The envisioned process to be followed by Praggia Research.


Funding of an appropriate planning team for an estimated two year period;
Researching the species for maximum results;
Liaising with government departments, farmers and the community;
Creating the initial driving documentation, negotiating all necessary contracts, and securing the funding required.

The BJCC budget is to be devised by the principals of the participating consortium members.


Praggia has spent 5 years reviewing many bamboo projects between 2007 and 2012, conducting further research into various markets, products and organisations, including Bravo Brick in Krugersdorp, Halfway Bricks in Strand, the CCMA (Cement and Concrete Manufacturers Association), wood product manufacturers, building products distributors and steel product manufacturers.

Praggia researched the viability of the range of products that can be produced from bamboo, comparing operational, infrastructural and operating costs to those of the wood, cement and the steel industries.

Our research shows that a comprehensive bamboo initiative can be sustainable, producing products with far greater advantages than many current wood products that are marketed in the South African today. It can develop into an industry that will compete very strongly in the building products sector.
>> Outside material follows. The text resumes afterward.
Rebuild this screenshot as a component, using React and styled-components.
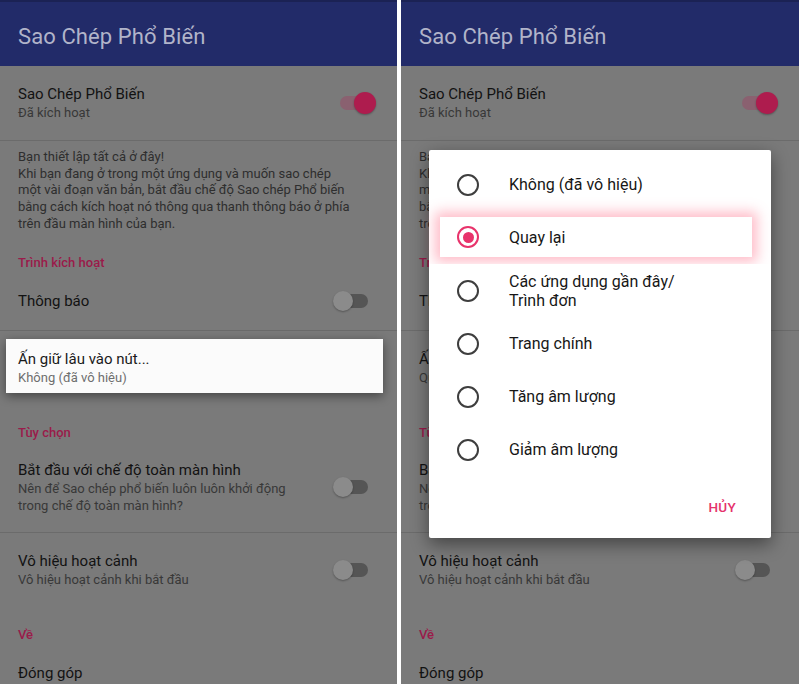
import React from "react";
import styled, { createGlobalStyle } from "styled-components";

// ===== GLOBAL =====
const GlobalStyle = createGlobalStyle`
    body {
        margin: 0;
        background: #ffffff;
        font-family: Roboto, "Noto Sans", "Liberation Sans", sans-serif;
    }
`;

// ===== STYLED COMPONENTS =====
const Stage = styled.div`
    display: flex;
    gap: 4px;
    width: 799px;
    height: 684px;
    overflow: hidden;
    background: #ffffff;
`;

const Screen = styled.div`
    position: relative;
    flex: 0 0 ${props => props.$width}px;
    display: flex;
    flex-direction: column;
    background: #7a7a7a;
    overflow: hidden;
`;

const AppBar = styled.div`
    flex: 0 0 66px;
    display: flex;
    align-items: center;
    padding: 4px 18px 0;
    box-sizing: border-box;
    background: #222b69;
    border-top: 2px solid #1b2254;
`;

const AppTitle = styled.div`
    font-size: 22px;
    color: #b1b4c9;
    letter-spacing: 0.1px;
`;

const Row = styled.div`
    display: flex;
    align-items: center;
    gap: 18px;
    padding: ${props => props.$pt}px 22px ${props => props.$pb}px 18px;
    border-bottom: ${props => props.$divider ? "1px solid #6b6b6b" : "none"};
`;

const RowText = styled.div`
    flex: 1;
    min-width: 0;
`;

const RowTitle = styled.div`
    font-size: 15px;
    line-height: 20px;
    color: #121212;
`;

const RowSummary = styled.div`
    font-size: 13px;
    line-height: 17px;
    color: #383838;
`;

const Note = styled.p`
    margin: 0;
    padding: 8px 18px 8.5px;
    font-size: 13px;
    line-height: 16.7px;
    color: #2e2e2e;
    white-space: nowrap;
`;

const SectionTitle = styled.div`
    padding: ${props => props.$pt}px 18px 0;
    font-size: 13px;
    line-height: 16px;
    font-weight: 500;
    color: #9a1b4a;
`;

const PressSlot = styled.div`
    position: relative;
    z-index: 2;
    padding: 8px 14px 13px 6px;
`;

const PressCard = styled.div`
    padding: 10px 12px 7px;
    background: ${props => props.$raised ? "#fbfbfb" : "transparent"};
    box-shadow: ${props => props.$raised ? "0 3px 10px rgba(0, 0, 0, 0.45)" : "none"};
`;

const RaisedTitle = styled(RowTitle)`
    color: ${props => props.$raised ? "#1a1a1a" : "#121212"};
`;

const RaisedSummary = styled(RowSummary)`
    color: ${props => props.$raised ? "#6e6e6e" : "#383838"};
`;

const SwitchBox = styled.div`
    position: relative;
    flex: 0 0 38px;
    height: 22px;
`;

const SwitchTrack = styled.div`
    position: absolute;
    left: 3px;
    right: ${props => props.$on ? 3 : 7}px;
    top: 4px;
    height: 14px;
    border-radius: 7px;
    background: ${props => props.$on ? "#8a6170" : "#555555"};
`;

const SwitchThumb = styled.div`
    position: absolute;
    top: ${props => props.$on ? 0 : 1}px;
    ${props => props.$on ? "right: -1px;" : "left: -4px;"}
    width: ${props => props.$on ? 22 : 20}px;
    height: ${props => props.$on ? 22 : 20}px;
    border-radius: 50%;
    background: ${props => props.$on ? "#ae1c4e" : "#8b8b8b"};
    box-shadow: 0 1px 2px rgba(0, 0, 0, 0.3);
`;

const DialogLayer = styled.div`
    position: absolute;
    inset: 0;
    z-index: 3;
    display: flex;
    align-items: center;
    justify-content: center;
    padding-top: 4px;
`;

const Dialog = styled.div`
    width: 342px;
    padding-top: 8px;
    background: #ffffff;
    border-radius: 2px;
    box-shadow: 0 6px 18px rgba(0, 0, 0, 0.45);
`;

const Option = styled.div`
    display: flex;
    align-items: center;
    gap: 30px;
    min-height: ${props => props.$active ? 40 : 53}px;
    margin: ${props => props.$active ? "6px 19px 7px 11px" : "0"};
    padding-left: ${props => props.$active ? 17 : 28}px;
    background: #ffffff;
    box-shadow: ${props => props.$active ? "0 0 12px 5px rgba(255, 95, 125, 0.42)" : "none"};
`;

const Radio = styled.div`
    flex: 0 0 auto;
    display: flex;
    align-items: center;
    justify-content: center;
    width: 22px;
    height: 22px;
    box-sizing: border-box;
    border-radius: 50%;
    border: 2px solid ${props => props.$checked ? "#e8336b" : "#3e3e3e"};

    &::after {
        content: "";
        display: ${props => props.$checked ? "block" : "none"};
        width: 11px;
        height: 11px;
        border-radius: 50%;
        background: #e8336b;
    }
`;

const OptionLabel = styled.div`
    font-size: 16px;
    line-height: 19px;
    color: #171717;
`;

const Actions = styled.div`
    height: 62px;
    display: flex;
    align-items: center;
    justify-content: flex-end;
    padding-right: 35px;
`;

const CancelButton = styled.button`
    border: none;
    background: none;
    padding: 0;
    font-family: inherit;
    font-size: 13.5px;
    font-weight: 500;
    color: #e5336c;
    letter-spacing: 0.3px;
`;

// ===== SMALL COMPONENTS =====
function Switch({ on }) {
    return (
        <SwitchBox>
            <SwitchTrack $on={on} />
            <SwitchThumb $on={on} />
        </SwitchBox>
    );
}

const OPTIONS = [
    { label: "Không (đã vô hiệu)" },
    { label: "Quay lại", checked: true },
    { label: <>Các ứng dụng gần đây/<br />Trình đơn</> },
    { label: "Trang chính" },
    { label: "Tăng âm lượng" },
    { label: "Giảm âm lượng" },
];

function ButtonDialog() {
    return (
        <DialogLayer>
            <Dialog>
                {OPTIONS.map((o, i) => (
                    <Option key={i} $active={o.checked}>
                        <Radio $checked={o.checked} />
                        <OptionLabel>{o.label}</OptionLabel>
                    </Option>
                ))}
                <Actions>
                    <CancelButton>HỦY</CancelButton>
                </Actions>
            </Dialog>
        </DialogLayer>
    );
}

// ===== SETTINGS SCREEN =====
function SettingsScreen({ width, raised, pressSummary, children }) {
    return (
        <Screen $width={width}>
            <AppBar>
                <AppTitle>Sao Chép Phổ Biến</AppTitle>
            </AppBar>

            <Row $pt={18} $pb={19} $divider>
                <RowText>
                    <RowTitle>Sao Chép Phổ Biến</RowTitle>
                    <RowSummary>Đã kích hoạt</RowSummary>
                </RowText>
                <Switch on />
            </Row>

            <Note>
                Bạn thiết lập tất cả ở đây!<br />
                Khi bạn đang ở trong một ứng dụng và muốn sao chép<br />
                một vài đoạn văn bản, bắt đầu chế độ Sao chép Phổ biến<br />
                bằng cách kích hoạt nó thông qua thanh thông báo ở phía<br />
                trên đầu màn hình của bạn.
            </Note>

            <SectionTitle $pt={14}>Trình kích hoạt</SectionTitle>
            <Row $pt={19} $pb={18} $divider>
                <RowText>
                    <RowTitle>Thông báo</RowTitle>
                </RowText>
                <Switch />
            </Row>

            <PressSlot>
                <PressCard $raised={raised}>
                    <RaisedTitle $raised={raised}>Ấn giữ lâu vào nút...</RaisedTitle>
                    <RaisedSummary $raised={raised}>{pressSummary}</RaisedSummary>
                </PressCard>
            </PressSlot>

            <SectionTitle $pt={19}>Tùy chọn</SectionTitle>
            <Row $pt={19} $pb={18} $divider>
                <RowText>
                    <RowTitle>Bắt đầu với chế độ toàn màn hình</RowTitle>
                    <RowSummary>
                        Nên để Sao chép phổ biến luôn luôn khởi động<br />
                        trong chế độ toàn màn hình?
                    </RowSummary>
                </RowText>
                <Switch />
            </Row>
            <Row $pt={18} $pb={17}>
                <RowText>
                    <RowTitle>Vô hiệu hoạt cảnh</RowTitle>
                    <RowSummary>Vô hiệu hoạt cảnh khi bắt đầu</RowSummary>
                </RowText>
                <Switch />
            </Row>

            <SectionTitle $pt={22}>Về</SectionTitle>
            <Row $pt={20} $pb={0}>
                <RowText>
                    <RowTitle>Đóng góp</RowTitle>
                </RowText>
            </Row>

            {children}
        </Screen>
    );
}

// ===== MAIN COMPONENT =====
export default function App() {
    return (
        <>
            <GlobalStyle />
            <Stage>
                <SettingsScreen width={397} raised pressSummary="Không (đã vô hiệu)" />
                <SettingsScreen width={398} pressSummary="Quay lại">
                    <ButtonDialog />
                </SettingsScreen>
            </Stage>
        </>
    );
}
Aggressive input, however, is required to grow this initiative into a competitive, profitable and impactful industry. The products will be absorbed by the markets in South Africa as they will be price competitive. They also serve the drive for renewable, low impact products, as well as the international requirements for Green Products.

Praggia paid special attention to BIO-FUEL development as a strong offset area for the product, studying the BIO-FUEL initiatives in KZN currently being pursued around sugar cane and other cultivars by various companies and government departments.
Key components of the project are;

  1. Job creation in the rural areas
  2. BIO-FUEL production
  3. South African Initiative development
  4. Skills development
  5. Entrepreneurial development
  6. Export initiatives
  7. APO development (Alternate Profit opportunities)
  8. Water purification

Praggia believes that the BJCC should be a strong force that drives this initiative forward aggressively, as the current initiatives are way too small, with no momentum to create dynamic industries in this sector. They are also funded by organisations which have vested interests in wood production and other areas of interest that would suffer if the bamboo industry grew aggressively.

Within that context, an opportunity presents itself for an unbiased, unaffected new player to take aggressive control, and exploit the many potential benefits in this sector.

Bamboo is an amazing natural product that can survive and thrive in various climates, droughts and floods. An industry built around these products will take on these characteristics as well, and can become an influential, profitable player in the national and international market.

However, the bamboo industry’s biggest promise is that it can solve many existing problems in South Africa. It will take capital, drive, co-operation, government buy-in and balanced risk to create an amazing industry around an amazing product.